Approaches to drug repurposing: challenges and strengths
| Approach | Challenges | Major strengths |
|---|---|---|
| Clinical observation or data | Systematization of free text; information bias | Direct effect on patients |
| Systematic matching with side effect of drugs | Systematization of free text; information bias | Unbiased search for indication (agnostic approach) |
| Genome-wide association studies | Cost; need for large datasets from multiple cohorts | High-throughput |
| Chemical structure-based matching | High power computation | Up to 70% success for identified matches from in vitro screening |
| Transcriptomic matching | High power computation; high false discovery rates in silico | High-throughput screening and unbiased search for indication (agnostic approach); has potential for a high rate of success when matched with in vitro model |
| Phenotypic screening | Large-scale platforms with fairly high costs; non-human model | Has been proven to work in the discovery of PCSK9 inhibitors[ |
| Zebrafish screening | Relevance to human biology | Opportunity to model disease in a whole organism |
| Induced pluripotent stem cells | Potential differences from fully differentiated, multicellular organs in vivo | Amenable to high-throughput screening; complementary to in silico screens to reduce false discovery rate |
| Drug re-engineering | A targeted approach for a given indication and therefore not a systematic approach; costly because the new drug requires safety profiling | Can optimize pre-existing drugs for new indications |
Fig. 1Drug repositioning by transcriptomic profiling.

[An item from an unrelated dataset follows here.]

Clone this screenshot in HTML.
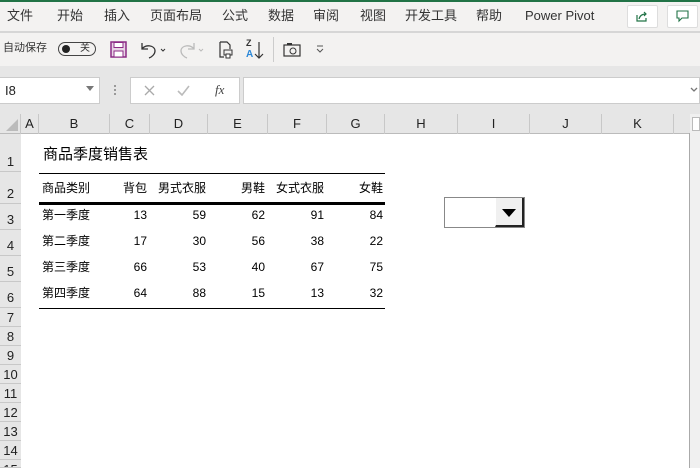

Publicly available datasets, such as the NIH LINCS transcriptomic library, facilitate the matching of gene variant effects with drug effects. In the example depicted, defining the transcriptomes of cells treated with short hairpin RNAs to knockdown the activity of a gene of interest generates a putative signature. Cross-referencing against the transcriptional signatures of drug treatments catalogued in the database allows the identification of drugs that might reverse the gene-knockdown signature. When restricted to FDA-approved drugs, this in silico screening leads to drug repurposing candidates that can be validated via in vitro and/or in vivo models. Depending on the current indications and use of the drug in humans, the pathway to a clinical trial and clinical use might be streamlined compared with that for a completely new drug. Another avenue is to perform additional medicinal chemistry work to further optimize the activity of the drug and/or to develop novel compounds. KS, Kolmogorov–Smirnov.
Fig. 2iPSCs in drug repurposing.
a | Induced pluripotent stem cells (iPSCs), derived from healthy donors or donors carrying genetic variants that predispose them to cardiovascular disease, are directed to differentiate into cardiovascular cell types with the use of protocols that mimic mechanisms of early development. Depending on the presence of gene variants and/or the culture conditions, the differentiated derivative cells can display phenotypes that are consistent with a genetic or acquired disease. b | These iPSC models are used to screen drug repurposing candidates, resulting in the identification of drugs for preclinical and clinical testing. c | If the drug candidates have remediable limitations for their new indication, they can be refined through iterative cycles of medicinal chemical optimization and in vitro testing, aided by iPSC-based assays.